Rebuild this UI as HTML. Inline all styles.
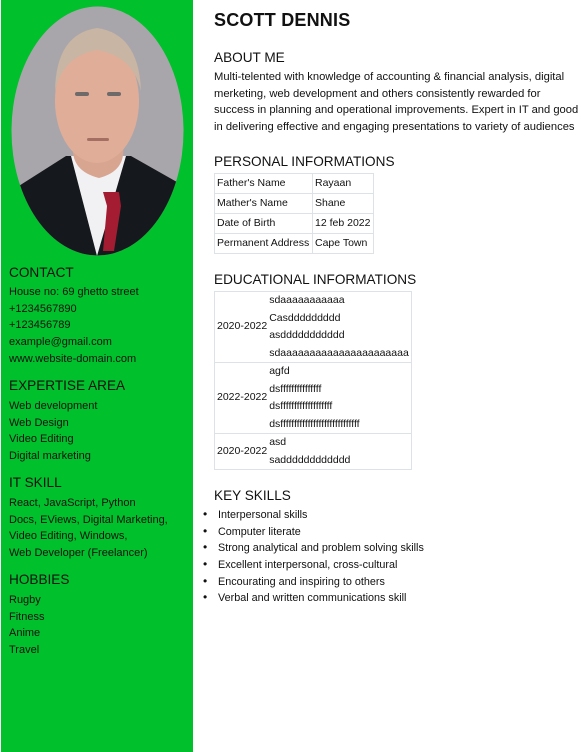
<!DOCTYPE html>
<html><head><meta charset="utf-8"><style>
*{margin:0;padding:0;box-sizing:border-box}
body{width:582px;height:752px;background:#fff;font-family:"Liberation Sans",sans-serif;color:#111;position:relative;overflow:hidden}
#side{position:absolute;left:1px;top:0;width:192px;height:752px;background:#00c02c}
.a{position:absolute;white-space:nowrap}
.h{font-size:13.6px;color:#111}
.t{font-size:11px;line-height:16.7px}
table{border-collapse:collapse;font-size:10.5px}
td{border:1px solid #dde2e6;padding:0 2px;line-height:19px;vertical-align:middle}
.e td{line-height:17.5px}
ul{font-size:10.8px;line-height:16.7px;list-style:none}
li{height:16.7px}
li:before{content:"•";display:inline-block;width:15px;font-size:12px;line-height:10px}
</style></head><body>
<div id="side"></div>
<svg class="a" style="left:11px;top:6px" width="173" height="250" viewBox="0 0 173 250">
<defs><clipPath id="c"><ellipse cx="86.5" cy="125" rx="86" ry="124.5"/></clipPath></defs>
<g clip-path="url(#c)">
<rect width="173" height="250" fill="#a9a6ab"/>
<path d="M0 185 L55 150 L120 150 L173 180 L173 250 L0 250Z" fill="#15181c"/>
<path d="M60 150 L86 250 L115 150Z" fill="#f1f1f3"/>
<path d="M92 186 L108 186 L110 200 L103 245 L92 245 L96 200Z" fill="#a31c32"/>
<path d="M62 140 Q60 165 88 172 Q115 165 112 140Z" fill="#d8a590"/>
<ellipse cx="86" cy="95" rx="42" ry="62" fill="#e0ae98"/>
<path d="M44 85 Q45 28 86 22 Q128 28 130 85 Q122 50 86 44 Q52 50 44 85Z" fill="#c8b5a3"/>
<rect x="64" y="86" width="14" height="4" rx="2" fill="#6e6a6a"/><rect x="96" y="86" width="14" height="4" rx="2" fill="#6e6a6a"/>
<rect x="76" y="132" width="22" height="3" rx="1.5" fill="#a56e62"/>
</g></svg>

<div class="a h" style="left:9px;top:265px">CONTACT</div>
<div class="a t" style="left:9px;top:284px">House no: 69 ghetto street<br>+1234567890<br>+123456789<br>example@gmail.com<br>www.website-domain.com</div>
<div class="a h" style="left:9px;top:378px">EXPERTISE AREA</div>
<div class="a t" style="left:9px;top:398px">Web development<br>Web Design<br>Video Editing<br>Digital marketing</div>
<div class="a h" style="left:9px;top:475px">IT SKILL</div>
<div class="a t" style="left:9px;top:495px">React, JavaScript, Python<br>Docs, EViews, Digital Marketing,<br>Video Editing, Windows,<br>Web Developer (Freelancer)</div>
<div class="a h" style="left:9px;top:572px">HOBBIES</div>
<div class="a t" style="left:9px;top:592px">Rugby<br>Fitness<br>Anime<br>Travel</div>

<div class="a" style="left:214px;top:10px;font-size:18px;font-weight:bold;letter-spacing:0.2px">SCOTT DENNIS</div>
<div class="a h" style="left:214px;top:50px">ABOUT ME</div>
<div class="a t" style="left:214px;top:69px;font-size:11.2px">Multi-telented with knowledge of accounting &amp; financial analysis, digital<br>merketing, web development and others consistently rewarded for<br>success in planning and operational improvements. Expert in IT and good<br>in delivering effective and engaging presentations to variety of audiences</div>
<div class="a h" style="left:214px;top:154px">PERSONAL INFORMATIONS</div>
<table class="a" style="left:214px;top:173px">
<tr><td style="width:98px">Father's Name</td><td style="width:61px">Rayaan</td></tr>
<tr><td>Mather's Name</td><td>Shane</td></tr>
<tr><td>Date of Birth</td><td>12 feb 2022</td></tr>
<tr><td>Permanent Address</td><td>Cape Town</td></tr>
</table>
<div class="a h" style="left:214px;top:272px">EDUCATIONAL INFORMATIONS</div>
<table class="a e" style="left:214px;top:291px;width:195px">
<tr><td style="width:55px;border-right:none">2020-2022</td><td style="border-left:none;padding-left:0">sdaaaaaaaaaaa<br>Casddddddddd<br>asddddddddddd<br>sdaaaaaaaaaaaaaaaaaaaaaa</td></tr>
<tr><td style="border-right:none">2022-2022</td><td style="border-left:none;padding-left:0">agfd<br>dsfffffffffffffff<br>dsfffffffffffffffffff<br>dsfffffffffffffffffffffffffffff</td></tr>
<tr><td style="border-right:none">2020-2022</td><td style="border-left:none;padding-left:0">asd<br>sadddddddddddd</td></tr>
</table>
<div class="a h" style="left:214px;top:488px">KEY SKILLS</div>
<ul class="a" style="left:203px;top:507px">
<li>Interpersonal skills</li><li>Computer literate</li><li>Strong analytical and problem solving skills</li><li>Excellent interpersonal, cross-cultural</li><li>Encourating and inspiring to others</li><li>Verbal and written communications skill</li>
</ul>
</body></html>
——
Write out each line of the data exactly; the images should be left out.

- Complete response -
Rebuild this UI as HTML. Inline all styles.
<!DOCTYPE html>
<html><head><meta charset="utf-8"><style>
*{margin:0;padding:0;box-sizing:border-box}
body{width:582px;height:752px;background:#fff;font-family:"Liberation Sans",sans-serif;color:#111;position:relative;overflow:hidden}
#side{position:absolute;left:1px;top:0;width:192px;height:752px;background:#00c02c}
.a{position:absolute;white-space:nowrap}
.h{font-size:13.6px;color:#111}
.t{font-size:11px;line-height:16.7px}
table{border-collapse:collapse;font-size:10.5px}
td{border:1px solid #dde2e6;padding:0 2px;line-height:19px;vertical-align:middle}
.e td{line-height:17.5px}
ul{font-size:10.8px;line-height:16.7px;list-style:none}
li{height:16.7px}
li:before{content:"•";display:inline-block;width:15px;font-size:12px;line-height:10px}
</style></head><body>
<div id="side"></div>
<svg class="a" style="left:11px;top:6px" width="173" height="250" viewBox="0 0 173 250">
<defs><clipPath id="c"><ellipse cx="86.5" cy="125" rx="86" ry="124.5"/></clipPath></defs>
<g clip-path="url(#c)">
<rect width="173" height="250" fill="#a9a6ab"/>
<path d="M0 185 L55 150 L120 150 L173 180 L173 250 L0 250Z" fill="#15181c"/>
<path d="M60 150 L86 250 L115 150Z" fill="#f1f1f3"/>
<path d="M92 186 L108 186 L110 200 L103 245 L92 245 L96 200Z" fill="#a31c32"/>
<path d="M62 140 Q60 165 88 172 Q115 165 112 140Z" fill="#d8a590"/>
<ellipse cx="86" cy="95" rx="42" ry="62" fill="#e0ae98"/>
<path d="M44 85 Q45 28 86 22 Q128 28 130 85 Q122 50 86 44 Q52 50 44 85Z" fill="#c8b5a3"/>
<rect x="64" y="86" width="14" height="4" rx="2" fill="#6e6a6a"/><rect x="96" y="86" width="14" height="4" rx="2" fill="#6e6a6a"/>
<rect x="76" y="132" width="22" height="3" rx="1.5" fill="#a56e62"/>
</g></svg>

<div class="a h" style="left:9px;top:265px">CONTACT</div>
<div class="a t" style="left:9px;top:284px">House no: 69 ghetto street<br>+1234567890<br>+123456789<br>example@gmail.com<br>www.website-domain.com</div>
<div class="a h" style="left:9px;top:378px">EXPERTISE AREA</div>
<div class="a t" style="left:9px;top:398px">Web development<br>Web Design<br>Video Editing<br>Digital marketing</div>
<div class="a h" style="left:9px;top:475px">IT SKILL</div>
<div class="a t" style="left:9px;top:495px">React, JavaScript, Python<br>Docs, EViews, Digital Marketing,<br>Video Editing, Windows,<br>Web Developer (Freelancer)</div>
<div class="a h" style="left:9px;top:572px">HOBBIES</div>
<div class="a t" style="left:9px;top:592px">Rugby<br>Fitness<br>Anime<br>Travel</div>

<div class="a" style="left:214px;top:10px;font-size:18px;font-weight:bold;letter-spacing:0.2px">SCOTT DENNIS</div>
<div class="a h" style="left:214px;top:50px">ABOUT ME</div>
<div class="a t" style="left:214px;top:69px;font-size:11.2px">Multi-telented with knowledge of accounting &amp; financial analysis, digital<br>merketing, web development and others consistently rewarded for<br>success in planning and operational improvements. Expert in IT and good<br>in delivering effective and engaging presentations to variety of audiences</div>
<div class="a h" style="left:214px;top:154px">PERSONAL INFORMATIONS</div>
<table class="a" style="left:214px;top:173px">
<tr><td style="width:98px">Father's Name</td><td style="width:61px">Rayaan</td></tr>
<tr><td>Mather's Name</td><td>Shane</td></tr>
<tr><td>Date of Birth</td><td>12 feb 2022</td></tr>
<tr><td>Permanent Address</td><td>Cape Town</td></tr>
</table>
<div class="a h" style="left:214px;top:272px">EDUCATIONAL INFORMATIONS</div>
<table class="a e" style="left:214px;top:291px;width:195px">
<tr><td style="width:55px;border-right:none">2020-2022</td><td style="border-left:none;padding-left:0">sdaaaaaaaaaaa<br>Casddddddddd<br>asddddddddddd<br>sdaaaaaaaaaaaaaaaaaaaaaa</td></tr>
<tr><td style="border-right:none">2022-2022</td><td style="border-left:none;padding-left:0">agfd<br>dsfffffffffffffff<br>dsfffffffffffffffffff<br>dsfffffffffffffffffffffffffffff</td></tr>
<tr><td style="border-right:none">2020-2022</td><td style="border-left:none;padding-left:0">asd<br>sadddddddddddd</td></tr>
</table>
<div class="a h" style="left:214px;top:488px">KEY SKILLS</div>
<ul class="a" style="left:203px;top:507px">
<li>Interpersonal skills</li><li>Computer literate</li><li>Strong analytical and problem solving skills</li><li>Excellent interpersonal, cross-cultural</li><li>Encourating and inspiring to others</li><li>Verbal and written communications skill</li>
</ul>
</body></html>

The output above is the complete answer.